Vietnam needs financial, technical assistance to achieve net zero target


Vietnam has reviewed its greenhouse gas emissions since 2010. However, the data on emission reduction has yet to be completely collected owing to the lack of requirements on reporting and evaluating results.

A representative from the Ministry of Natural Resources and Environment’s Department of Climate Change stated that emission reduction criteria in Vietnam will soon be measured, reported in accordance with international regulations and then published to be on track to reach net zero.

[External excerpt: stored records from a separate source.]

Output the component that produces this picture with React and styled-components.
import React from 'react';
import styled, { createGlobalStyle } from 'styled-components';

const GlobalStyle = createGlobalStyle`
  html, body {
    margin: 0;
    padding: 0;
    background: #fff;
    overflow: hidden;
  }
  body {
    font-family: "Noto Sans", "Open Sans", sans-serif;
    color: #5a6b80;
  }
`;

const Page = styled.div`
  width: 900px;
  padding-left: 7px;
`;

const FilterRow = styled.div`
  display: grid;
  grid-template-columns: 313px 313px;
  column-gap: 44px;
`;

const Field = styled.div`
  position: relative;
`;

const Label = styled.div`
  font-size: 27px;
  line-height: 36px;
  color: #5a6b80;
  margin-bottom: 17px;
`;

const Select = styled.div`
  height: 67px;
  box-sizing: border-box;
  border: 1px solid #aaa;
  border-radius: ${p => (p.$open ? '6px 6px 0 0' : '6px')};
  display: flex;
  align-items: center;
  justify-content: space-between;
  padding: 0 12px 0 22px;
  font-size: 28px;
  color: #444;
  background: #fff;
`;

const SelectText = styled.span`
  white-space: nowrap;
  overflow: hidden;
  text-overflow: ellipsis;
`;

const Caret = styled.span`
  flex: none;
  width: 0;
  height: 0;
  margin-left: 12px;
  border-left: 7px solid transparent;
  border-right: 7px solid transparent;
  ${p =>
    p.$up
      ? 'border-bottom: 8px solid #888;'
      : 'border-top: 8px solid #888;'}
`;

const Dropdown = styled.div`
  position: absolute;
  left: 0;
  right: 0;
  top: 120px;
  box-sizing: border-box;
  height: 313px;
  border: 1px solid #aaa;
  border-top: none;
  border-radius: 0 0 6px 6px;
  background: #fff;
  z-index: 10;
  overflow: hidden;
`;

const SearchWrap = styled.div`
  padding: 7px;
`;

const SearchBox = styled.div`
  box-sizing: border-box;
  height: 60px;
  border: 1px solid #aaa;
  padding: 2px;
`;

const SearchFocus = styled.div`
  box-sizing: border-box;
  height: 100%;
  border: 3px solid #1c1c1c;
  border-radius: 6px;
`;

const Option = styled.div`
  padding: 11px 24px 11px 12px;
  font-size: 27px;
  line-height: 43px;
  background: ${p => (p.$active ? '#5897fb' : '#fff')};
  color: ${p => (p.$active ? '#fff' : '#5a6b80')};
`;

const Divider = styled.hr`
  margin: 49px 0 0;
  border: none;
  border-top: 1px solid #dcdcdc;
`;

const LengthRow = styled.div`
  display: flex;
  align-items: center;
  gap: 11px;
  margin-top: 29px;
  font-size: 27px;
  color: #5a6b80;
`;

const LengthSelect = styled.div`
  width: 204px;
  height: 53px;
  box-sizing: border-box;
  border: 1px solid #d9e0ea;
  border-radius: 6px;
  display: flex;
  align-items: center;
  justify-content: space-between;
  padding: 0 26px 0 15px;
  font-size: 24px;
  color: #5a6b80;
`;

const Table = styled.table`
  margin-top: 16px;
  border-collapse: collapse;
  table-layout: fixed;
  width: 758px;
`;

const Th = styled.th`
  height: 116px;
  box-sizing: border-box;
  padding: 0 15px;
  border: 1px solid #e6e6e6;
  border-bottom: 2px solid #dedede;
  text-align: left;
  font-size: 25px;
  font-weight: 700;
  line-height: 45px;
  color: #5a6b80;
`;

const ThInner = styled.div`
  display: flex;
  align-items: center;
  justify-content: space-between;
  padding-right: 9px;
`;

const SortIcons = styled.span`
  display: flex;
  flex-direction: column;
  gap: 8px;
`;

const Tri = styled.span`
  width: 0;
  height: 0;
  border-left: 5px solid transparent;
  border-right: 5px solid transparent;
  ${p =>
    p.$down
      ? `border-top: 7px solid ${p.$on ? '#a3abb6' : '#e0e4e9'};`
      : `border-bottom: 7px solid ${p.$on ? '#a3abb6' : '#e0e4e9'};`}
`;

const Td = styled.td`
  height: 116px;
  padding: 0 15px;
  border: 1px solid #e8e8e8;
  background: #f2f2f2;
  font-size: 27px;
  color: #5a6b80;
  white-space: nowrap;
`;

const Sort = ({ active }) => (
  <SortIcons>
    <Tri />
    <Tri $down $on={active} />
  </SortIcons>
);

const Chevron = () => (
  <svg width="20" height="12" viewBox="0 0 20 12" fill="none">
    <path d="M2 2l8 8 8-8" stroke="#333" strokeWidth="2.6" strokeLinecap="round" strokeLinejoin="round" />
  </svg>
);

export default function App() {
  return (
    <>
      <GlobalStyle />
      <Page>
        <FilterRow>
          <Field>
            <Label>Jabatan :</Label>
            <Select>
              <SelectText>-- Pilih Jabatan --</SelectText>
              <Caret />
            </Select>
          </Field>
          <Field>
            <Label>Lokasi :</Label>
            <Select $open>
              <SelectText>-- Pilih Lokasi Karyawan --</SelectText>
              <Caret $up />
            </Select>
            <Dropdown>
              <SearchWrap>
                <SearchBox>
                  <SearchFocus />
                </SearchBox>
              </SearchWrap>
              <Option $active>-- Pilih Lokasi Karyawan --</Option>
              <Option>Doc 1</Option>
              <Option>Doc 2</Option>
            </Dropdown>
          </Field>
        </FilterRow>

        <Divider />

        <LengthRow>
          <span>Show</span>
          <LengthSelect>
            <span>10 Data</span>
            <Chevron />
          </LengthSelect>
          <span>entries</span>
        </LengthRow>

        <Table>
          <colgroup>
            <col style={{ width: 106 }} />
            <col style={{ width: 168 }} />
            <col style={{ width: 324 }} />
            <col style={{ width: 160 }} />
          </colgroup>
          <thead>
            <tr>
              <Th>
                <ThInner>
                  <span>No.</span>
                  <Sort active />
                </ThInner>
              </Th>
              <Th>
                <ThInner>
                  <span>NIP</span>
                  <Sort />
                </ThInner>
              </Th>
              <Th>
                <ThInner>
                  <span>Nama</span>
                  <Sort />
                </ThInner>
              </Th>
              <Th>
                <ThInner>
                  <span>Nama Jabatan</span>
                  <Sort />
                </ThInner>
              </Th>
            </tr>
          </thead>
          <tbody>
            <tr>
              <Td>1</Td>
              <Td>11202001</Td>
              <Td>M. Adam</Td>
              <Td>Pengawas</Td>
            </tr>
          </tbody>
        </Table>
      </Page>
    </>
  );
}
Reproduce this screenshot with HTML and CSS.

Vietnam has collected data of national gas emissions in 2000, 2010, 2013, 2014 and 2016 to produce national reports on climate change based on the standard of the United Nations Framework Convention on Climate Change (UNFCCC). Reports were sent to the Convention Secretariat.

According to the reports, Vietnam recorded 150.9 million tonnes of CO2eq in 2000, 264.2 million tonnes in 2010, 259 million tonnes in 2013, 278.7 million tonnes in 2014, and 316.7 million tonnes in 2016.

"Thanks to the fast growth of renewable energy and fuel swap of thermal power plants, the CO2 emissions of the power development plan revision after COP26 have decreased sharply," said Hoang Tien Dung, director of the Electricity and Renewable Energy Department under the Ministry of Industry and Trade (MoIT).

There are four important goals in Vietnam’s national action plan on green growth for 2021-2030, which includes reducing greenhouse gas emissions per GDP, greening economic sectors, greening lifestyles and promoting sustainable consumption, and greening the transition based on equality, inclusion and resilience.

It’s estimated that Vietnam’s carbon dioxide emissions will gradually decrease after reaching peak in 2031-2035 at 231 million tonnes. By 2045, emissions will reduce to about 175 million tonnes, meaning that about 208 million tonnes of reduction compared to pre-COP26 alternatives.

Nguyen Thi Bich Ngoc, deputy minister of the Ministry of Planning and Investment, said that resources are the biggest problem in achieving the energy transition and moving towards the net zero emissions target by 2050.

Data from the World Bank shows that Vietnam will need an additional US$368 billion, equivalent to around 6.8% of GDP year, between 2022 and 2040 to reach net zero emissions.

According to a Vietnamese newspaper, renewable energy investment and energy transition from coal in energy sector could cost Vietnam $64 billion between 2022 and 2040. It accounts for most of the cost of the decarbonization road map.

Therefore, to meet the climate target by 2050, Vietnam urgently needs financial and
technical aids from developed countries.